AT&T was under pressure from the federal government, its customers and competitors to loosen its decadeslong grip over U.S. telephone service when the company’s chief executive, Charles Brown, asked Mr. Trienens to become the company’s general counsel in 1980. Mr. Brown had worked with Mr. Trienens and his Chicago-based law firm Sidley Austin LLP a decade earlier when Mr. Brown ran AT&T’s Illinois Bell Telephone Co. subsidiary.

Sidley specialized in representing businesses in regulated industries, such as railroading and electric utilities. Satisfying the government’s demands to end AT&T’s permitted monopoly over service was particularly difficult, Mr. Trienens’ colleagues said. The company had argued for years that dismantling the network would jeopardize the quality of local phone service that AT&T supported with profits from its long-distance phone business. But battling the government’s antitrust case against AT&T would likely take years of federal court litigation with an uncertain outcome.

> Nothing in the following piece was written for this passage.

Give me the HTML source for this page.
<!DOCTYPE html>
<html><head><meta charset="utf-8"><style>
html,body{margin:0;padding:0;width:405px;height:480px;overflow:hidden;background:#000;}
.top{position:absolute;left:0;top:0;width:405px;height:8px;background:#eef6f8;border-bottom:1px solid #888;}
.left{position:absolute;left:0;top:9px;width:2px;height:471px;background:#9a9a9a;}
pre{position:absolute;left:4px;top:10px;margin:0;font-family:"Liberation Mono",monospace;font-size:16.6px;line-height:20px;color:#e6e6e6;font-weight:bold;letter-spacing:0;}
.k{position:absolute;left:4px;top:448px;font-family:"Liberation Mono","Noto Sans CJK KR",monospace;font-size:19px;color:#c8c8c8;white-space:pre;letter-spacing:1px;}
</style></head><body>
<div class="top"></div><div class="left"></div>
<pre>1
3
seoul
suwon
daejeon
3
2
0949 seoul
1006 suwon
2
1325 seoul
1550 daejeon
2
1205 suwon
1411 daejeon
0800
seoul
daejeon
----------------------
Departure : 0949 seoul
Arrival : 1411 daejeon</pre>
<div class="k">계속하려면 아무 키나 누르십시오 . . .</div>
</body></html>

Mr. Trienens, who died July 26 at 97 years old, eventually advocated for the voluntary separation of AT&T’s regional telephone companies. Divesting these highly regulated providers of local phone service, known collectively as the Baby Bells, would leave AT&T with its long-distance calling service, its equipment-manufacturing business and the freedom to pursue new businesses in computers and cable television.

By 1984, AT&T had reached a consent decree with the federal government that created seven new regional phone companies hived out of the Baby Bells. The deal set the stage for the creation of the current telecommunications industry, Mr. Trienens’ colleagues said. One of the regional operators, SBC Communications Inc., later bought its former parent and took its name, creating the modern AT&T Inc.

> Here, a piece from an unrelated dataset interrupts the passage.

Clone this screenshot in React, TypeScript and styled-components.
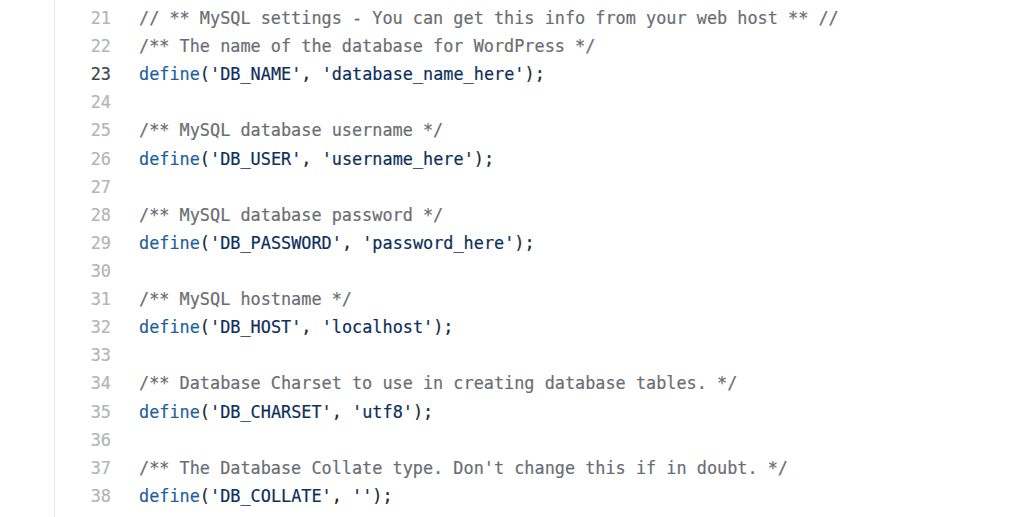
import React from "react";
import styled, { createGlobalStyle } from "styled-components";

const Global = createGlobalStyle`
  html, body { margin: 0; padding: 0; background: #ffffff; }
  body { font-family: "DejaVu Sans Mono", "Liberation Mono", monospace; }
`;

const Page = styled.div`
  width: 1024px;
  height: 517px;
  overflow: hidden;
  padding-left: 54px;
  box-sizing: border-box;
  background: #ffffff;
`;

const Panel = styled.div`
  border-left: 1px solid #e4e6e9;
  height: 100%;
  padding-top: 4px;
  box-sizing: border-box;
`;

const Row = styled.div`
  display: grid;
  grid-template-columns: 56px 1fr;
  column-gap: 28px;
  height: 28.12px;
  align-items: center;
  font-size: 16.85px;
  line-height: 28.12px;
  white-space: pre;
  -webkit-text-stroke: 0.2px currentColor;
`;

const Num = styled.span<{ $active?: boolean }>`
  text-align: right;
  color: ${(p) => (p.$active ? "#3f4448" : "#b3b5b8")};
`;

const Code = styled.span`
  color: #24292e;
`;

const Comment = styled.span`
  color: #6a6e73;
`;

const Fn = styled.span`
  color: #1f5f9e;
`;

const Str = styled.span`
  color: #0d2f5a;
`;

type Line =
  | { kind: "comment"; text: string }
  | { kind: "blank" }
  | { kind: "define"; key: string; value: string };

const lines: Line[] = [
  { kind: "comment", text: "// ** MySQL settings - You can get this info from your web host ** //" },
  { kind: "comment", text: "/** The name of the database for WordPress */" },
  { kind: "define", key: "DB_NAME", value: "database_name_here" },
  { kind: "blank" },
  { kind: "comment", text: "/** MySQL database username */" },
  { kind: "define", key: "DB_USER", value: "username_here" },
  { kind: "blank" },
  { kind: "comment", text: "/** MySQL database password */" },
  { kind: "define", key: "DB_PASSWORD", value: "password_here" },
  { kind: "blank" },
  { kind: "comment", text: "/** MySQL hostname */" },
  { kind: "define", key: "DB_HOST", value: "localhost" },
  { kind: "blank" },
  { kind: "comment", text: "/** Database Charset to use in creating database tables. */" },
  { kind: "define", key: "DB_CHARSET", value: "utf8" },
  { kind: "blank" },
  { kind: "comment", text: "/** The Database Collate type. Don't change this if in doubt. */" },
  { kind: "define", key: "DB_COLLATE", value: "" },
];

function renderLine(l: Line) {
  if (l.kind === "blank") return <Code>{" "}</Code>;
  if (l.kind === "comment") return <Comment>{l.text}</Comment>;
  return (
    <Code>
      <Fn>define</Fn>(<Str>'{l.key}'</Str>, <Str>'{l.value}'</Str>);
    </Code>
  );
}

export default function App() {
  return (
    <Page>
      <Global />
      <Panel>
        {lines.map((l, i) => (
          <Row key={i}>
            <Num $active={i + 21 === 23}>{i + 21}</Num>
            {renderLine(l)}
          </Row>
        ))}
      </Panel>
    </Page>
  );
}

“Howard was a man of great practical judgment. He was renowned as a person at AT&T that saw the big picture,” said

Martin Lipton,

a partner at Wachtell, Lipton, Rosen & Katz law firm in New York who worked with Mr. Trienens at AT&T.

Mr. Trienens was raised in Wilmette, Ill., a suburb north of Chicago. He was one of two boys whose father was a buyer for drugstore chain Walgreens. He earned a bachelor’s degree from Northwestern University in Evanston, Ill., after serving in the army during World War II and graduated from Northwestern’s law school in 1949. He became a partner at Sidley by the mid-1950s.

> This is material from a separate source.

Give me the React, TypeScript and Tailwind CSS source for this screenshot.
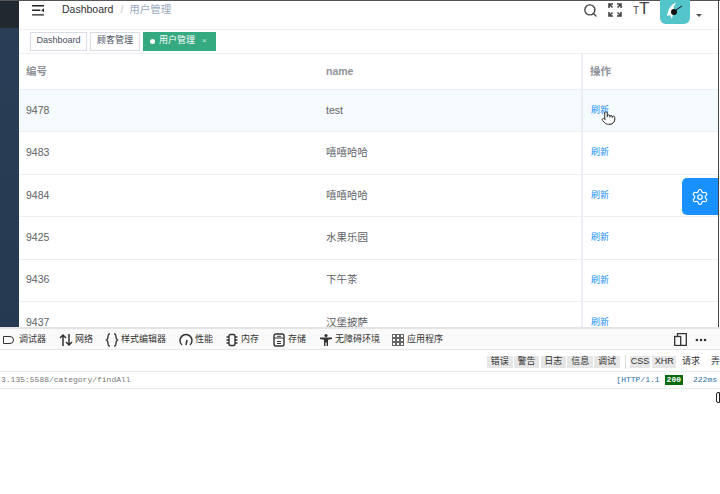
import React from 'react';
import { Search, Settings, Pointer, MoreHorizontal } from 'lucide-react';

const rows = [
  { id: '9478', name: 'test', active: true },
  { id: '9483', name: '嘻嘻哈哈' },
  { id: '9484', name: '嘻嘻哈哈' },
  { id: '9425', name: '水果乐园' },
  { id: '9436', name: '下午茶' },
  { id: '9437', name: '汉堡披萨' },
];

const sv = 'w-[14px] h-[14px] shrink-0';

const tools = [
  {
    label: '网络',
    ml: 'ml-[13px]',
    icon: (
      <svg viewBox="0 0 14 14" className={sv} fill="none" stroke="#333" strokeWidth="1.5">
        <path d="M4 13V2M1 5l3-3 3 3M10 1v11M7 9l3 3 3-3" />
      </svg>
    ),
  },
  {
    label: '样式编辑器',
    ml: 'ml-[12px]',
    icon: (
      <svg viewBox="0 0 14 14" className={sv} fill="none" stroke="#333" strokeWidth="1.4">
        <path d="M5 1C3 1 3 2 3 4S3 6 1.5 7C3 8 3 8 3 10s0 3 2 3M9 1c2 0 2 1 2 3s0 2 1.500 3C11 8 11 8 11 10s0 3-2 3" />
      </svg>
    ),
  },
  {
    label: '性能',
    ml: 'ml-[13px]',
    icon: (
      <svg viewBox="0 0 14 14" className={sv} fill="none" stroke="#333" strokeWidth="1.5">
        <path d="M3 12A6 6 0 1 1 11 12M7 12l1-5" />
      </svg>
    ),
  },
  {
    label: '内存',
    ml: 'ml-[12px]',
    icon: (
      <svg viewBox="0 0 14 14" className={sv} fill="none" stroke="#333" strokeWidth="1.4">
        <rect x="4" y="1.500" width="6" height="11" rx="1.500" />
        <path d="M1.500 4h2.500M1.500 7h2.500M1.500 10h2.500M10 4h2.500M10 7h2.500M10 10h2.500" />
      </svg>
    ),
  },
  {
    label: '存储',
    ml: 'ml-[13px]',
    icon: (
      <svg viewBox="0 0 14 14" className={sv} fill="none" stroke="#333" strokeWidth="1.4">
        <rect x="2" y="1" width="10" height="12" rx="2" />
        <path d="M2 5h10M5 3.300h4M5 8.500h4M5 10.500h4" strokeWidth="1" />
      </svg>
    ),
  },
  {
    label: '无障碍环境',
    ml: 'ml-[13px]',
    icon: (
      <svg viewBox="0 0 14 14" className={sv} fill="#333">
        <circle cx="7" cy="2.500" r="1.600" />
        <path d="M1 4.500h12v1.500l-4 .700V13H7.600V9.500H6.400V13H5V6.700L1 6z" />
      </svg>
    ),
  },
  {
    label: '应用程序',
    ml: 'ml-[11px]',
    icon: (
      <svg viewBox="0 0 14 14" className={sv} fill="none" stroke="#666" strokeWidth="1">
        {[1.500, 5.500, 9.500].map((y) =>
          [1.500, 5.500, 9.500].map((x) => <rect key={`${x}-${y}`} x={x} y={y} width="3" height="3" />)
        )}
      </svg>
    ),
  },
];

const App: React.FC = () => {
  return (
    <div className="relative w-[720px] h-[494px] overflow-hidden bg-white font-['Liberation_Sans','Noto_Sans_CJK_SC',sans-serif]">
      <div className="flex h-[327px] border-t border-[#555]">
        {/* sidebar */}
        <div className="w-[19px] shrink-0 flex flex-col">
          <div className="h-[27px] bg-[#22282f]" />
          <div className="flex-1 bg-gradient-to-b from-[#2a3f57] to-[#253a50]" />
        </div>

        <div className="flex-1 min-w-0 flex flex-col">
          {/* navbar */}
          <div className="h-[28px] shrink-0 flex items-center pl-[13px] pr-[18px] pb-[10px]">
            <svg viewBox="0 0 14 12" className="w-[13px] h-[11px]" fill="#222">
              <path d="M0 0h13v1.500H0zM0 5h9v1.500H0zM0 10h13v1.500H0zM13 3.500v4.500l-3-2.200z" />
            </svg>
            <span className="ml-[17px] text-[10.5px] text-[#303133]">Dashboard</span>
            <span className="ml-[7px] text-[10.5px] text-[#c0c4cc]">/</span>
            <span className="ml-[6px] text-[10.5px] text-[#97a8be]">用户管理</span>
            <div className="ml-auto flex items-center">
              <Search className="w-[15px] h-[15px] text-[#444]" strokeWidth={2.2} />
              <svg viewBox="0 0 14 14" className="ml-[10px] w-[14px] h-[14px]" fill="none" stroke="#444" strokeWidth="1.600">
                <path d="M1 5V1h4M9 1h4v4M13 9v4H9M5 13H1V9M1 1l3.500 3.500M13 1L9.500 4.500M13 13L9.500 9.500M1 13l3.500-3.500" />
              </svg>
              <span className="ml-[11px] w-[16px] text-[17px] leading-[16px] text-[#444] whitespace-nowrap">
                <span className="text-[10px]">T</span>T
              </span>
              <div className="ml-[11px] mt-[3px] w-[30px] h-[24px] rounded-b-[6px] bg-[#55c5cc] overflow-hidden">
                <svg viewBox="0 0 30 24" className="w-[30px] h-[24px]">
                  <path d="M7 16 C8 9 11 4 16 3 C14 6 13 8 14 9 L12 19 L10 15 Z" fill="#fff" />
                  <circle cx="14" cy="12" r="3" fill="#111" />
                  <path d="M16 10 L22 6" stroke="#111" strokeWidth="1" />
                </svg>
              </div>
              <span className="ml-[6px] mt-[10px] w-0 h-0 border-x-[3px] border-x-transparent border-t-[3px] border-t-[#555]" />
            </div>
          </div>

          {/* tags */}
          <div className="h-[25px] shrink-0 flex items-center gap-[3px] pl-[11px] pb-[1px] border-t border-[#f0f0f0] border-b">
            <div className="h-[19px] w-[57px] flex items-center justify-center border border-[#d8dce5] text-[9px] text-[#495060]">Dashboard</div>
            <div className="h-[19px] w-[50px] flex items-center justify-center border border-[#d8dce5] text-[9px] text-[#495060]">顾客管理</div>
            <div className="h-[19px] w-[73px] pl-[7px] flex items-center bg-[#35a97f] text-[9px] text-white">
              <span className="w-[5px] h-[5px] rounded-full bg-white mr-[4px]" />
              用户管理
              <span className="ml-[7px] text-[8px] text-[#d8f0e6]">×</span>
            </div>
          </div>

          {/* table */}
          <div className="grid grid-cols-[300px_262px_138px] auto-rows-min text-[10.5px] text-[#606266] flex-1 overflow-hidden">
            <div className="h-[36px] pl-[7px] flex items-center font-bold text-[#909399] border-b border-[#ebeef5]">编号</div>
            <div className="h-[36px] pl-[7px] flex items-center font-bold text-[#909399] border-b border-[#ebeef5]">name</div>
            <div className="h-[36px] pl-[7px] flex items-center font-bold text-[#909399] border-b border-l-2 border-[#ebeef5]">操作</div>
            {rows.map((row) => (
              <React.Fragment key={row.id}>
                <div className={`h-[42.4px] pl-[7px] flex items-center border-b border-[#f0eef0] ${row.active ? 'bg-[#f5fafd]' : ''}`}>{row.id}</div>
                <div className={`h-[42.4px] pl-[7px] flex items-center border-b border-[#f0eef0] ${row.active ? 'bg-[#f5fafd]' : ''}`}>{row.name}</div>
                <div className={`h-[42.4px] pl-[8px] flex items-center border-b border-l-2 border-b-[#f0eef0] border-l-[#ebeef5] text-[9px] text-[#1890ff] ${row.active ? 'bg-[#f5fafd]' : ''}`}>刷新</div>
              </React.Fragment>
            ))}
          </div>
        </div>
      </div>

      {/* settings float */}
      <div className="absolute left-[682px] top-[178px] w-[36px] h-[37px] rounded-l-[5px] bg-[#1890ff] flex items-center justify-center">
        <Settings className="w-[18px] h-[18px] text-white" strokeWidth={1.6} />
      </div>

      {/* mouse pointer */}
      <div className="absolute left-[601px] top-[110px]">
        <Pointer className="w-[15px] h-[16px] text-[#222] fill-white" strokeWidth={1.5} />
      </div>

      {/* devtools */}
      <div className="flex flex-col border-t-2 border-[#e4e4e4]">
        <div className="h-[21px] flex items-center pl-[3px] pt-[1px] pr-[12px] text-[9px] text-[#333] bg-[#fafafa] border-b border-[#e8e8e8]">
          <span className="w-[11px] h-[8px] rounded-r-full border-[1.5px] border-[#333]" />
          <span className="ml-[5px]">调试器</span>
          {tools.map((t) => (
            <span key={t.label} className={`${t.ml} flex items-center gap-[2px]`}>
              {t.icon}
              {t.label}
            </span>
          ))}
          <svg viewBox="0 0 13 13" className="ml-auto w-[13px] h-[13px]" fill="none" stroke="#333" strokeWidth="1.300">
            <rect x="0.700" y="3.500" width="6" height="9" />
            <path d="M3.500 3.500V0.700h8.800v11.800H6.700" />
          </svg>
          <MoreHorizontal className="ml-[7px] w-[14px] h-[14px] text-[#333]" strokeWidth={2.5} />
        </div>
        <div className="h-[22px] flex items-center pl-[487px] pt-[2px] text-[9px] text-[#333] border-b border-[#e8e8e8] overflow-hidden whitespace-nowrap">
          <div className="flex gap-[1.3px]">
            {['错误', '警告', '日志', '信息', '调试'].map((f) => (
              <span key={f} className="w-[25.500px] h-[12px] flex items-center justify-center bg-[#e6e6e6]">{f}</span>
            ))}
          </div>
          <span className="ml-[5px] w-px h-[14px] bg-[#ddd]" />
          <span className="ml-[4px] w-[23px] h-[12px] flex items-center justify-center bg-[#e6e6e6]">CSS</span>
          <span className="ml-[2px] w-[26px] h-[12px] flex items-center justify-center bg-[#e6e6e6]">XHR</span>
          <span className="ml-[6px] shrink-0">请求</span>
          <span className="ml-[11px] shrink-0">弄</span>
        </div>
        <div className="h-[17px] flex items-center justify-between border-b border-[#e8e8e8] font-['Liberation_Mono',monospace] text-[8px]">
          <span className="pl-[1px] text-[#777]">3.135:5588/category/findAll</span>
          <span className="flex items-center pr-[3px] whitespace-nowrap text-[#2a6fa8]">
            [HTTP/1.1
            <span className="ml-[5px] px-[2px] bg-[#0a6b0a] text-white font-bold leading-[10px]">200</span>
            <span className="ml-[10px]">222ms</span>
          </span>
        </div>
      </div>
      <div className="absolute left-[716px] top-[392px] w-[4px] h-[11px] border border-[#222] rounded-l-[2px]" />
      <div className="absolute left-[718px] top-0 w-[1px] h-[327px] bg-[#444]" />
    </div>
  );
};

export default App;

After six years at AT&T, Mr. Trienens returned to Sidley, where he had maintained his position as chairman of the executive committee that managed the firm. Mr. Trienens guided Sidley’s growth into a national firm with offices in other cities starting in the 1970s. The firm eventually added offices overseas as well.

“We could see that clients were doing business everywhere,” said Newton Minow, whose firm, Leibman, Williams, Bennett, Baird & Minow, merged with Sidley in 1972. The merger broadened Sidley’s corporate client base into consumer products, advertising, media and real estate.

Messrs. Trienens and Minow had known each since attending law school together. The two clerked for Supreme Court Chief Justice Fred Vinson during the early 1950s. Over the course of his career Mr. Trienens would argue eight cases before the U.S. Supreme Court.

Colleagues said Mr. Trienens had an extraordinary memory for dates and details and the ability to quickly understand legal issues and calmly communicate remedies to problems to judges and clients.

“He could simplify a complex question. It was like having an easy golf swing,” said Thomas Cole, senior counsel at Sidley.

As his legal work wound down, Mr. Trienens became increasingly involved in the administration of his alma mater, Northwestern University. He served as chairman of the board of trustees for nearly a decade ending in 1995. During that time, he shepherded the strengthening of the university’s finances, the expansion of its endowment and upgrades to its sports programs and athletic facilities.

Mr. Trienens was preceded in death by his wife Paula and a son. He is survived by a son, daughter and several grandchildren.